# START OF DATA EXCERPT
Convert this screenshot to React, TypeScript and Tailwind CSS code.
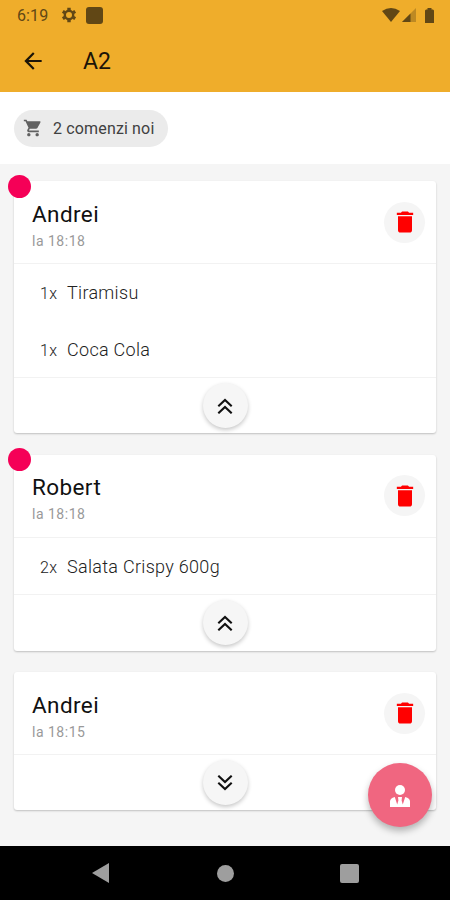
import React, { useState } from "react";
import { MdArrowBack, MdDelete, MdShoppingCart } from "react-icons/md";

interface IOrderItem {
  quantity: number;
  name: string;
}

interface IOrder {
  id: number;
  customer: string;
  time: string;
  isNew: boolean;
  expanded: boolean;
  items: IOrderItem[];
}

const initialOrders: IOrder[] = [
  {
    id: 1,
    customer: "Andrei",
    time: "18:18",
    isNew: true,
    expanded: true,
    items: [
      { quantity: 1, name: "Tiramisu" },
      { quantity: 1, name: "Coca Cola" },
    ],
  },
  {
    id: 2,
    customer: "Robert",
    time: "18:18",
    isNew: true,
    expanded: true,
    items: [{ quantity: 2, name: "Salata Crispy 600g" }],
  },
  {
    id: 3,
    customer: "Andrei",
    time: "18:15",
    isNew: false,
    expanded: false,
    items: [],
  },
];

const StatusBar: React.FC = () => (
  <div className="flex h-[30px] items-center justify-between pl-[17px] pr-[16px] text-[#614715]">
    <div className="flex items-center">
      <span className="w-[44px] pt-px text-[16px] leading-none tracking-[0.1px]">6:19</span>
      <svg viewBox="0 0 16 16" fill="none" stroke="currentColor" className="h-4 w-4">
        <circle cx="8" cy="8" r="4.2" strokeWidth="2.4" />
        <path
          d="M8 .8v2.4M8 12.8v2.4M1.8 4.4l2 1.2M12.2 10.4l2 1.2M14.2 4.4l-2 1.2M3.8 10.4l-2 1.2"
          strokeWidth="3.4"
        />
      </svg>
      <span className="ml-[9px] h-[17px] w-[17px] rounded-[3px] bg-current" />
    </div>
    <div className="flex items-center">
      <svg viewBox="0 0 18 14" fill="currentColor" className="h-[14px] w-[18px]">
        <path d="M0 3Q9-3 18 3L9 14z" />
      </svg>
      <svg viewBox="0 0 14 14" fill="currentColor" className="ml-[2px] h-[14px] w-[14px]">
        <path d="M14 0v14H0z" opacity="0.35" />
        <path d="M8.5 5.5V14H0z" />
      </svg>
      <svg viewBox="0 0 9 15" fill="currentColor" className="ml-[9px] h-[15px] w-[9px]">
        <path d="M2.5 0h4v1.5H8l1 1V15H0V2.5l1-1h1.5z" />
      </svg>
    </div>
  </div>
);

const Chevrons: React.FC<{ up: boolean }> = ({ up }) => (
  <svg
    viewBox="0 0 16 16"
    fill="none"
    stroke="currentColor"
    strokeWidth="2.1"
    className={up ? "h-4 w-4" : "h-4 w-4 rotate-180"}
  >
    <path d="M1.3 8.2L8 1.9l6.7 6.3M1.3 15.3L8 9l6.7 6.3" />
  </svg>
);

interface OrderCardProps {
  order: IOrder;
  onToggle: () => void;
  onDelete: () => void;
}

const OrderCard: React.FC<OrderCardProps> = ({ order, onToggle, onDelete }) => (
  <div className="relative rounded-[3px] bg-white shadow-[0_1px_2px_rgba(0,0,0,0.22)]">
    {order.isNew && (
      <span className="absolute -left-[6px] -top-[6.5px] h-[23px] w-[23px] rounded-full bg-[#f50057]" />
    )}
    <div className="flex h-[82px] items-center justify-between pl-[18px] pr-[11px]">
      <div className="pt-[7px]">
        <h2 className="text-[22.5px] leading-[28px] tracking-[0.4px] text-[#111]">{order.customer}</h2>
        <p className="mt-[2px] text-[14px] leading-[22px] tracking-[0.5px] text-[#999]">la {order.time}</p>
      </div>
      <button
        onClick={onDelete}
        className="flex h-[41px] w-[41px] items-center justify-center rounded-full bg-[#f5f5f5] text-[#f00]"
        aria-label="Șterge"
      >
        <MdDelete className="h-[28px] w-[28px]" />
      </button>
    </div>
    {order.expanded && (
      <ul className="border-t border-[#f2f2f2]">
        {order.items.map((item) => (
          <li key={item.name} className="flex h-[56.5px] items-baseline pl-[26px] pt-[15px] text-[#222]">
            <span className="w-[27px] text-[16px] font-light tracking-[0.4px]">{item.quantity}x</span>
            <span className="text-[18px] font-light tracking-[0.3px]">{item.name}</span>
          </li>
        ))}
      </ul>
    )}
    <div className="flex h-[56.3px] items-center justify-center border-t border-[#f2f2f2]">
      <button
        onClick={onToggle}
        className="flex h-[45px] w-[45px] items-center justify-center rounded-full bg-[#f6f6f6] text-[#111] shadow-[0_2px_4px_rgba(0,0,0,0.22)]"
      >
        <Chevrons up={order.expanded} />
      </button>
    </div>
  </div>
);

const App: React.FC = () => {
  const [orders, setOrders] = useState<IOrder[]>(initialOrders);

  const toggle = (id: number) =>
    setOrders(orders.map((o) => (o.id === id ? { ...o, expanded: !o.expanded } : o)));

  const remove = (id: number) => setOrders(orders.filter((o) => o.id !== id));

  return (
    <div className="relative flex h-[900px] w-[450px] flex-col overflow-hidden bg-[#f5f5f5] font-['Roboto',sans-serif]">
      <header className="h-[92px] shrink-0 bg-[#efad2b]">
        <StatusBar />
        <div className="flex h-[62px] items-center pl-[20px] text-[#1b1408]">
          <MdArrowBack className="-mt-px h-[26px] w-[26px]" />
          <h1 className="ml-[37px] pt-px text-[23px] leading-none">A2</h1>
        </div>
      </header>

      <div className="flex h-[72px] shrink-0 items-center bg-white pl-[14px]">
        <div className="flex h-[37px] w-[154px] items-center rounded-full bg-[#ebebeb] pl-[9px]">
          <MdShoppingCart className="h-5 w-5 text-[#616161]" />
          <span className="ml-[10px] whitespace-nowrap pt-[2px] text-[16px] tracking-[0.15px] text-[#404040]">
            {orders.filter((o) => o.isNew).length} comenzi noi
          </span>
        </div>
      </div>

      <main className="flex min-h-0 flex-1 flex-col gap-[21.5px] px-[14px] pt-[17px]">
        {orders.map((order) => (
          <OrderCard
            key={order.id}
            order={order}
            onToggle={() => toggle(order.id)}
            onDelete={() => remove(order.id)}
          />
        ))}
      </main>

      <button
        className="absolute bottom-[73px] right-[18px] flex h-[64px] w-[64px] items-center justify-center rounded-full bg-[#f06680] text-white shadow-[0_4px_7px_rgba(0,0,0,0.28)]"
        aria-label="Client"
      >
        <svg viewBox="0 0 20 22" fill="currentColor" className="mt-[2px] h-[22px] w-[20px]">
          <circle cx="10" cy="5" r="5" />
          <path d="M0 22v-5.5Q0 13 4.8 12l2.4 7.5 1.2-4L8 12h4l-.4 3.5 1.2 4L15.2 12Q20 13 20 16.5V22z" />
        </svg>
      </button>

      <nav className="flex h-[54px] shrink-0 items-center bg-black pl-[92px] text-[#9e9e9e]">
        <svg viewBox="0 0 17 20" fill="currentColor" className="h-5 w-[17px]">
          <path d="M0 10L17 0v20z" />
        </svg>
        <span className="ml-[108px] h-[17px] w-[17px] rounded-full bg-current" />
        <span className="ml-[106px] h-[19px] w-[19px] rounded-[2px] bg-current" />
      </nav>
    </div>
  );
};

export default App;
# END OF DATA EXCERPT
[EXERCISE PROMPT]
Write out each line of the data exactly; the images should be left out.

[FULL SOLUTION]
Convert this screenshot to React, TypeScript and Tailwind CSS code.
import React, { useState } from "react";
import { MdArrowBack, MdDelete, MdShoppingCart } from "react-icons/md";

interface IOrderItem {
  quantity: number;
  name: string;
}

interface IOrder {
  id: number;
  customer: string;
  time: string;
  isNew: boolean;
  expanded: boolean;
  items: IOrderItem[];
}

const initialOrders: IOrder[] = [
  {
    id: 1,
    customer: "Andrei",
    time: "18:18",
    isNew: true,
    expanded: true,
    items: [
      { quantity: 1, name: "Tiramisu" },
      { quantity: 1, name: "Coca Cola" },
    ],
  },
  {
    id: 2,
    customer: "Robert",
    time: "18:18",
    isNew: true,
    expanded: true,
    items: [{ quantity: 2, name: "Salata Crispy 600g" }],
  },
  {
    id: 3,
    customer: "Andrei",
    time: "18:15",
    isNew: false,
    expanded: false,
    items: [],
  },
];

const StatusBar: React.FC = () => (
  <div className="flex h-[30px] items-center justify-between pl-[17px] pr-[16px] text-[#614715]">
    <div className="flex items-center">
      <span className="w-[44px] pt-px text-[16px] leading-none tracking-[0.1px]">6:19</span>
      <svg viewBox="0 0 16 16" fill="none" stroke="currentColor" className="h-4 w-4">
        <circle cx="8" cy="8" r="4.2" strokeWidth="2.4" />
        <path
          d="M8 .8v2.4M8 12.8v2.4M1.8 4.4l2 1.2M12.2 10.4l2 1.2M14.2 4.4l-2 1.2M3.8 10.4l-2 1.2"
          strokeWidth="3.4"
        />
      </svg>
      <span className="ml-[9px] h-[17px] w-[17px] rounded-[3px] bg-current" />
    </div>
    <div className="flex items-center">
      <svg viewBox="0 0 18 14" fill="currentColor" className="h-[14px] w-[18px]">
        <path d="M0 3Q9-3 18 3L9 14z" />
      </svg>
      <svg viewBox="0 0 14 14" fill="currentColor" className="ml-[2px] h-[14px] w-[14px]">
        <path d="M14 0v14H0z" opacity="0.35" />
        <path d="M8.5 5.5V14H0z" />
      </svg>
      <svg viewBox="0 0 9 15" fill="currentColor" className="ml-[9px] h-[15px] w-[9px]">
        <path d="M2.5 0h4v1.5H8l1 1V15H0V2.5l1-1h1.5z" />
      </svg>
    </div>
  </div>
);

const Chevrons: React.FC<{ up: boolean }> = ({ up }) => (
  <svg
    viewBox="0 0 16 16"
    fill="none"
    stroke="currentColor"
    strokeWidth="2.1"
    className={up ? "h-4 w-4" : "h-4 w-4 rotate-180"}
  >
    <path d="M1.3 8.2L8 1.9l6.7 6.3M1.3 15.3L8 9l6.7 6.3" />
  </svg>
);

interface OrderCardProps {
  order: IOrder;
  onToggle: () => void;
  onDelete: () => void;
}

const OrderCard: React.FC<OrderCardProps> = ({ order, onToggle, onDelete }) => (
  <div className="relative rounded-[3px] bg-white shadow-[0_1px_2px_rgba(0,0,0,0.22)]">
    {order.isNew && (
      <span className="absolute -left-[6px] -top-[6.5px] h-[23px] w-[23px] rounded-full bg-[#f50057]" />
    )}
    <div className="flex h-[82px] items-center justify-between pl-[18px] pr-[11px]">
      <div className="pt-[7px]">
        <h2 className="text-[22.5px] leading-[28px] tracking-[0.4px] text-[#111]">{order.customer}</h2>
        <p className="mt-[2px] text-[14px] leading-[22px] tracking-[0.5px] text-[#999]">la {order.time}</p>
      </div>
      <button
        onClick={onDelete}
        className="flex h-[41px] w-[41px] items-center justify-center rounded-full bg-[#f5f5f5] text-[#f00]"
        aria-label="Șterge"
      >
        <MdDelete className="h-[28px] w-[28px]" />
      </button>
    </div>
    {order.expanded && (
      <ul className="border-t border-[#f2f2f2]">
        {order.items.map((item) => (
          <li key={item.name} className="flex h-[56.5px] items-baseline pl-[26px] pt-[15px] text-[#222]">
            <span className="w-[27px] text-[16px] font-light tracking-[0.4px]">{item.quantity}x</span>
            <span className="text-[18px] font-light tracking-[0.3px]">{item.name}</span>
          </li>
        ))}
      </ul>
    )}
    <div className="flex h-[56.3px] items-center justify-center border-t border-[#f2f2f2]">
      <button
        onClick={onToggle}
        className="flex h-[45px] w-[45px] items-center justify-center rounded-full bg-[#f6f6f6] text-[#111] shadow-[0_2px_4px_rgba(0,0,0,0.22)]"
      >
        <Chevrons up={order.expanded} />
      </button>
    </div>
  </div>
);

const App: React.FC = () => {
  const [orders, setOrders] = useState<IOrder[]>(initialOrders);

  const toggle = (id: number) =>
    setOrders(orders.map((o) => (o.id === id ? { ...o, expanded: !o.expanded } : o)));

  const remove = (id: number) => setOrders(orders.filter((o) => o.id !== id));

  return (
    <div className="relative flex h-[900px] w-[450px] flex-col overflow-hidden bg-[#f5f5f5] font-['Roboto',sans-serif]">
      <header className="h-[92px] shrink-0 bg-[#efad2b]">
        <StatusBar />
        <div className="flex h-[62px] items-center pl-[20px] text-[#1b1408]">
          <MdArrowBack className="-mt-px h-[26px] w-[26px]" />
          <h1 className="ml-[37px] pt-px text-[23px] leading-none">A2</h1>
        </div>
      </header>

      <div className="flex h-[72px] shrink-0 items-center bg-white pl-[14px]">
        <div className="flex h-[37px] w-[154px] items-center rounded-full bg-[#ebebeb] pl-[9px]">
          <MdShoppingCart className="h-5 w-5 text-[#616161]" />
          <span className="ml-[10px] whitespace-nowrap pt-[2px] text-[16px] tracking-[0.15px] text-[#404040]">
            {orders.filter((o) => o.isNew).length} comenzi noi
          </span>
        </div>
      </div>

      <main className="flex min-h-0 flex-1 flex-col gap-[21.5px] px-[14px] pt-[17px]">
        {orders.map((order) => (
          <OrderCard
            key={order.id}
            order={order}
            onToggle={() => toggle(order.id)}
            onDelete={() => remove(order.id)}
          />
        ))}
      </main>

      <button
        className="absolute bottom-[73px] right-[18px] flex h-[64px] w-[64px] items-center justify-center rounded-full bg-[#f06680] text-white shadow-[0_4px_7px_rgba(0,0,0,0.28)]"
        aria-label="Client"
      >
        <svg viewBox="0 0 20 22" fill="currentColor" className="mt-[2px] h-[22px] w-[20px]">
          <circle cx="10" cy="5" r="5" />
          <path d="M0 22v-5.5Q0 13 4.8 12l2.4 7.5 1.2-4L8 12h4l-.4 3.5 1.2 4L15.2 12Q20 13 20 16.5V22z" />
        </svg>
      </button>

      <nav className="flex h-[54px] shrink-0 items-center bg-black pl-[92px] text-[#9e9e9e]">
        <svg viewBox="0 0 17 20" fill="currentColor" className="h-5 w-[17px]">
          <path d="M0 10L17 0v20z" />
        </svg>
        <span className="ml-[108px] h-[17px] w-[17px] rounded-full bg-current" />
        <span className="ml-[106px] h-[19px] w-[19px] rounded-[2px] bg-current" />
      </nav>
    </div>
  );
};

export default App;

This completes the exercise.